One interesting thing about liberal religion/spirituality is the emphasis on pacifism.  That also goes back to the 1800s.  It was the time of the Civil War and the assassination of Lincoln (by a racist white Southerner).  It was the beginning of the racial issues and culture wars that have bred so much violence.  Many people were tired of all of the violence in the late 1800s and so joined pacifist communes such as the Shakers, pacifist communities such as the Amish, and pacifist groups such as the Quakers.  The list of pacifist Christian groups in America is very long which is odd when you consider how Christian messages of violence too often dominate our media.

This pacifist tradition has always been strong.  America didn’t start off as a militarized society.  The Founding Fathers formed America in order to defend themselves against oppressive violence.  When they had established the government, they were specifically clear about not wanting a standing army.

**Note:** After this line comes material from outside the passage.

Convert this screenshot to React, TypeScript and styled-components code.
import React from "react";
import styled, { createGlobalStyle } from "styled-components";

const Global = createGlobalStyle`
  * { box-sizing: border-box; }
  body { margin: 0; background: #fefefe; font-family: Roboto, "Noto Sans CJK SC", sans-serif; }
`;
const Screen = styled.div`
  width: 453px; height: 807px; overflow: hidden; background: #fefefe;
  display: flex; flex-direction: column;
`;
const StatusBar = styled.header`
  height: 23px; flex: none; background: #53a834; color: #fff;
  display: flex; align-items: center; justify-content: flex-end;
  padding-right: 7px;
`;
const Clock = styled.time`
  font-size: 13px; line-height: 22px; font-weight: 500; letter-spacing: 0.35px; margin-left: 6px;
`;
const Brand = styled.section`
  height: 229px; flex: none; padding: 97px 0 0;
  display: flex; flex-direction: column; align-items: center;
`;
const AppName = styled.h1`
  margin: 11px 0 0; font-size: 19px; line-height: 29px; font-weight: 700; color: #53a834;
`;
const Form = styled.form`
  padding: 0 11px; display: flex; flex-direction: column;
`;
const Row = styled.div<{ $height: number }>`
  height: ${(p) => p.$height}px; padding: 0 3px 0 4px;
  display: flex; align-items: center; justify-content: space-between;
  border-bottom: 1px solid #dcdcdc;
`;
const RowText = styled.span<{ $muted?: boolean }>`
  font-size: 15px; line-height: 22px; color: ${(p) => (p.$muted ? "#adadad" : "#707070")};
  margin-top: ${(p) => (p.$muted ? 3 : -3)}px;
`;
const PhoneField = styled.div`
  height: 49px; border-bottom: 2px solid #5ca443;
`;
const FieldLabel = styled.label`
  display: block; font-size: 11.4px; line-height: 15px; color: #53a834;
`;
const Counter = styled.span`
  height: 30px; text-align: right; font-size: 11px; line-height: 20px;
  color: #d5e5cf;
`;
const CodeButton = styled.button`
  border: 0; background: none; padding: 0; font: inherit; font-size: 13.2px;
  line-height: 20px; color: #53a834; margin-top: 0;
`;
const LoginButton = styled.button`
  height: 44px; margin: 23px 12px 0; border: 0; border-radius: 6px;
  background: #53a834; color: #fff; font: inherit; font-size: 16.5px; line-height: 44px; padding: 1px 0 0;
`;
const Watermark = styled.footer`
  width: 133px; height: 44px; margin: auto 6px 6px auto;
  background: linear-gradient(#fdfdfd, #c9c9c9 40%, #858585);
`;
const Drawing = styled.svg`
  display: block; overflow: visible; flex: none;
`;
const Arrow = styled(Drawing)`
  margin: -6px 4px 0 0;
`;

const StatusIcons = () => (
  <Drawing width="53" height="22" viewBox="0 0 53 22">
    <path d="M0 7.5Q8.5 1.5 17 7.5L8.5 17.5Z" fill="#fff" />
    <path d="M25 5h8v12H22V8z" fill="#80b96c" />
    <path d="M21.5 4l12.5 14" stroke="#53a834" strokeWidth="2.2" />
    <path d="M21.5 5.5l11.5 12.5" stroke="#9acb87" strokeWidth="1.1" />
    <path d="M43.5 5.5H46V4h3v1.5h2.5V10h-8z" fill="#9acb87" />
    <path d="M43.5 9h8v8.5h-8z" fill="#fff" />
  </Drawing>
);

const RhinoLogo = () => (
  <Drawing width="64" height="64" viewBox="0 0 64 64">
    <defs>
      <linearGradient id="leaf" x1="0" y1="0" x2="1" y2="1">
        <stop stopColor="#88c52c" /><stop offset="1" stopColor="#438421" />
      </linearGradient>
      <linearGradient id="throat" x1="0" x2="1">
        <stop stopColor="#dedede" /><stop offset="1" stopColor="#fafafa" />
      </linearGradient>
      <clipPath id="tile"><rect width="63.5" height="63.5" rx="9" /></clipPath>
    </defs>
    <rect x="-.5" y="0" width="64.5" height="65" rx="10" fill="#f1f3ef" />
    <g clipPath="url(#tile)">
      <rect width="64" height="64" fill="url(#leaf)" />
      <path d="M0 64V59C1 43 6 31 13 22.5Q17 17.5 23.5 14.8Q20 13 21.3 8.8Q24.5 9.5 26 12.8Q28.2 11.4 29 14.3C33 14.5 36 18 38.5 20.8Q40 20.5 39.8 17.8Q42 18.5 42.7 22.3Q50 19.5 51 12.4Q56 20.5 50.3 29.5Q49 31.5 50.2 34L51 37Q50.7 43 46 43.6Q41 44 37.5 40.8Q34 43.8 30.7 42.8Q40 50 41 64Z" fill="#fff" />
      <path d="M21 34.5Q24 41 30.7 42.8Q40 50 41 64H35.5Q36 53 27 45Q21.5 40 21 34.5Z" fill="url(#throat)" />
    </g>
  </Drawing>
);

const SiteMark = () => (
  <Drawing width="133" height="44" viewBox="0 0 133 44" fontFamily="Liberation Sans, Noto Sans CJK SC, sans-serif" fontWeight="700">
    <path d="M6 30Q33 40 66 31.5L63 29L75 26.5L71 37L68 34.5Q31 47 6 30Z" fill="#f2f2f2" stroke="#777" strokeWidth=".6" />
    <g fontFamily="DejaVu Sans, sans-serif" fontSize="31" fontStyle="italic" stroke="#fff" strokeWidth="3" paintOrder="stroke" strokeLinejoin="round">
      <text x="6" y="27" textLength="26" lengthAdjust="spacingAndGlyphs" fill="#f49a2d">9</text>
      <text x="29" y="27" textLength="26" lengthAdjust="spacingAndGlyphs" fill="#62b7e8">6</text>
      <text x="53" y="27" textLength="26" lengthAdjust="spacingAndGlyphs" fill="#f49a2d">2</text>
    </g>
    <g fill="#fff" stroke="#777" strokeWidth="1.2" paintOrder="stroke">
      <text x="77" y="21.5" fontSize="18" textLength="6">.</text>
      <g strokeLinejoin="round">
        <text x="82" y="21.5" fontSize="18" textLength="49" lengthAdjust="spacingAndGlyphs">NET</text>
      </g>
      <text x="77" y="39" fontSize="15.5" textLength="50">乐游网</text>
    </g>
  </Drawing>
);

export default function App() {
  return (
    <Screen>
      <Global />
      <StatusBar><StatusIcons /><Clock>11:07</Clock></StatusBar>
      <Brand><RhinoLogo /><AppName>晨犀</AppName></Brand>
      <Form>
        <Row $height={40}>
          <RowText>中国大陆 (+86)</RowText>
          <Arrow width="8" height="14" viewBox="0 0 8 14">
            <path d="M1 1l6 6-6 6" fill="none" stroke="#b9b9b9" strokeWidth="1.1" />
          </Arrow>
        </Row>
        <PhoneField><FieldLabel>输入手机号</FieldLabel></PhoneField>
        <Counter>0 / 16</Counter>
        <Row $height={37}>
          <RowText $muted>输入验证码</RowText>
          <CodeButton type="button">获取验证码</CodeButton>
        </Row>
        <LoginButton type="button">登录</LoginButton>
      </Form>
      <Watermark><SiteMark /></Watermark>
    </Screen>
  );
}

So, America has seen some massive shifts in its public policies and in its public opinions.  The dominance of the GOP began in reaction to the civil rights movement in the 1950s.  The civil rights movement began with the anti-slavery movement of the 1800s.  The anti-slavery movement began because none of the Founding Fathers were able or willing to make slavery illegal at the inception of our country.  A slow shift that has finally resulted in a black president.  Still, racial conflict and the culture wars are just as strong, just as divisive.  Mexicans (known by the codeword ‘illegal aliens’) are the new hated minority, but at the same time both blacks and hispanics will outnumber the whites in the near future.  Also, as the prison population decreases, this will mean more minorities out in the general public and more minorities with power to influence politics.

It makes me wonder where it’s all leading.